Tihomir Asparouhov posted on Wednesday, July 28, 2010 - 11:20 am

The PPP is addressing a more general question of fit than simply what the number of classes is. So you have to use/interpret it properly. In your particular example the PPP does not have the power to reject the 1-class model but we can sort of assume here that in your particular case that power is very low. So the fact that the 1 class model did not get rejected doesn't really mean that it is one class - simply PPP didn't have the power to prove more than 1 class . One has to remember what we are comparing :1 class growth v.s. 1 class unrestricted.

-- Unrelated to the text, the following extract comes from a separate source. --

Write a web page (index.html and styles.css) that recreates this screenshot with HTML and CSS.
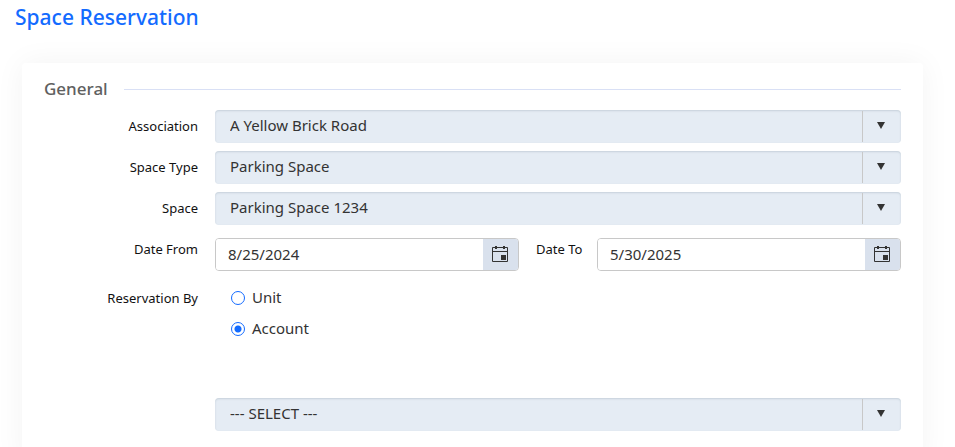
FILE: index.html
```html
<!DOCTYPE html>
<html lang="en">
<head>
    <meta charset="utf-8">
    <title>Space Reservation</title>
    <link rel="stylesheet" href="styles.css">
</head>
<body>
    <h1>Space Reservation</h1>

    <form class="card">
        <div class="section-header">
            <h2>General</h2>
            <span class="line"></span>
        </div>

        <div class="form-row">
            <label for="association">Association</label>
            <div class="dropdown">
                <select id="association"><option>A Yellow Brick Road</option></select>
            </div>
        </div>

        <div class="form-row">
            <label for="spaceType">Space Type</label>
            <div class="dropdown">
                <select id="spaceType"><option>Parking Space</option></select>
            </div>
        </div>

        <div class="form-row">
            <label for="space">Space</label>
            <div class="dropdown">
                <select id="space"><option>Parking Space 1234</option></select>
            </div>
        </div>

        <div class="form-row date-row">
            <label for="dateFrom">Date From</label>
            <div class="date-range">
                <div class="date-picker">
                    <input type="text" id="dateFrom" value="8/25/2024">
                    <button type="button" aria-label="Open calendar">
                        <svg width="16" height="18" viewBox="0 0 16 18">
                            <path d="M.5 2.5h15v14H.5zM.5 6.5h15" fill="none" stroke="#333"/>
                            <path d="M3 1h2v3H3zM11 1h2v3h-2zM9 10h5v5H9z" fill="#333"/>
                        </svg>
                    </button>
                </div>
                <label for="dateTo">Date To</label>
                <div class="date-picker">
                    <input type="text" id="dateTo" value="5/30/2025">
                    <button type="button" aria-label="Open calendar">
                        <svg width="16" height="18" viewBox="0 0 16 18">
                            <path d="M.5 2.5h15v14H.5zM.5 6.5h15" fill="none" stroke="#333"/>
                            <path d="M3 1h2v3H3zM11 1h2v3h-2zM9 10h5v5H9z" fill="#333"/>
                        </svg>
                    </button>
                </div>
            </div>
        </div>

        <div class="form-row radio-row" role="radiogroup" aria-labelledby="reservationBy">
            <span class="form-label" id="reservationBy">Reservation By</span>
            <div class="radio-list">
                <label><input type="radio" name="reservationBy" value="unit">Unit</label>
                <label><input type="radio" name="reservationBy" value="account" checked>Account</label>
            </div>
        </div>

        <div class="form-row account-row">
            <span class="form-label"></span>
            <div class="dropdown">
                <select id="account" aria-label="Account"><option>--- SELECT ---</option></select>
            </div>
        </div>
    </form>
</body>
</html>
```

FILE: styles.css
```css
* {
    box-sizing: border-box;
}
body {
    margin: 0;
    font-family: "Noto Sans", "Open Sans", sans-serif;
    font-size: 15px;
    color: #333;
    background-color: #fff;
    overflow-x: hidden;
}
h1 {
    margin: 4px 15px 32px;
    font-size: 21px;
    line-height: 27px;
    font-weight: 500;
    color: #136bff;
}
.card {
    margin: 0 32px 0 22px;
    padding: 14px 22px 24px;
    background-color: #fff;
    border-radius: 4px;
    box-shadow: 0 0 30px rgba(0, 0, 0, 0.05);
}
.section-header {
    display: flex;
    align-items: center;
    gap: 16px;
    margin-bottom: 9px;
}
h2 {
    margin: 0;
    font-size: 17px;
    line-height: 24px;
    font-weight: 500;
    color: #606060;
}
.line {
    flex: 1;
    height: 1px;
    background-color: #d9e0f5;
}
.form-row {
    display: grid;
    grid-template-columns: 154px 1fr;
    column-gap: 17px;
    align-items: center;
    margin-bottom: 8px;
}
.form-row > label,
.form-label,
.date-range > label {
    padding-bottom: 2px;
    font-size: 13px;
    line-height: 22px;
    text-align: right;
    white-space: nowrap;
    color: #111;
}

/* drop-downs */
.dropdown {
    position: relative;
}
.dropdown select {
    display: block;
    width: 100%;
    height: 33px;
    padding: 0 50px 4px 15px;
    font: inherit;
    color: #333;
    background-color: #e5ecf4;
    border: none;
    border-radius: 4px;
    box-shadow: inset 0 1px 2px rgba(40, 60, 90, 0.16);
    appearance: none;
}
.dropdown::before {
    content: "";
    position: absolute;
    top: 1px;
    bottom: 1px;
    right: 38px;
    width: 1px;
    background-color: #c8c8c8;
}
.dropdown::after {
    content: "";
    position: absolute;
    top: 12px;
    right: 16px;
    border: solid transparent;
    border-width: 7px 4px 0;
    border-top-color: #333;
    pointer-events: none;
}

/* dates */
.date-row {
    margin-top: 13px;
    align-items: start;
}
.date-range {
    display: grid;
    grid-template-columns: 1fr 44px 1fr;
    column-gap: 17px;
    align-items: start;
}
.date-picker {
    display: flex;
    height: 33px;
    border: 1px solid #c8c8c8;
    border-radius: 4px;
    overflow: hidden;
}
.date-picker input {
    flex: 1;
    min-width: 0;
    padding: 0 12px 2px;
    font: inherit;
    color: #333;
    border: none;
    outline: none;
}
.date-picker button {
    display: flex;
    align-items: center;
    justify-content: center;
    width: 35px;
    padding: 0 1px 2px 0;
    border: none;
    background-color: #d9e1ed;
}

/* radios */
.radio-row {
    align-items: start;
    margin-top: 16px;
    margin-bottom: 59px;
}
.radio-list {
    display: flex;
    flex-direction: column;
    align-items: flex-start;
    gap: 10px;
    padding-left: 16px;
}
.radio-list label {
    display: flex;
    align-items: center;
    gap: 7px;
    line-height: 21px;
}
.radio-list input {
    width: 14px;
    height: 14px;
    margin: 0;
    border: 1px solid #136bff;
    border-radius: 50%;
    appearance: none;
}
.radio-list input:checked {
    background: radial-gradient(circle, #136bff 3px, transparent 4px);
}
```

You have a growth model with 3 time points and a linear growth. Therefore the DF here is 1, i.e., it is not that surprising that PPP did not reject the 1 class model. This small DF issue has more to do with the low power than the sample size. In your case the two models differ in only one parameters and not that surprisingly the model is not rejected.

The fact that the two class model is rejected has more to do with how well the estimated model fits the within class variance covariance rather than determining the number of classes. In particular it is mostly testing the class invariance of the variance parameters and the invariance of the residual variances. If you have the residual variances vary across the 2 classes than the model is not rejected.

The PPP can be used to determine the number of classes as we did in the paper but it can also be pointing towards within class misspecifications.

Each tool for determining the number of classes has a its own power for rejecting the smaller number of classes models. We don't know how the PPP power compares to say BIC power in general, but we do know that in some cases that power is 0 (for example a univariate mixture model) or very small like in your case.

The question about how many classes there are is not tied to the estimator ( ML and Bayes produce almost exactly the same model estimation ) so one can use ML and Bayes together in figuring out the number of classes as well as the within class models using all the tools that are available regardless of the estimator.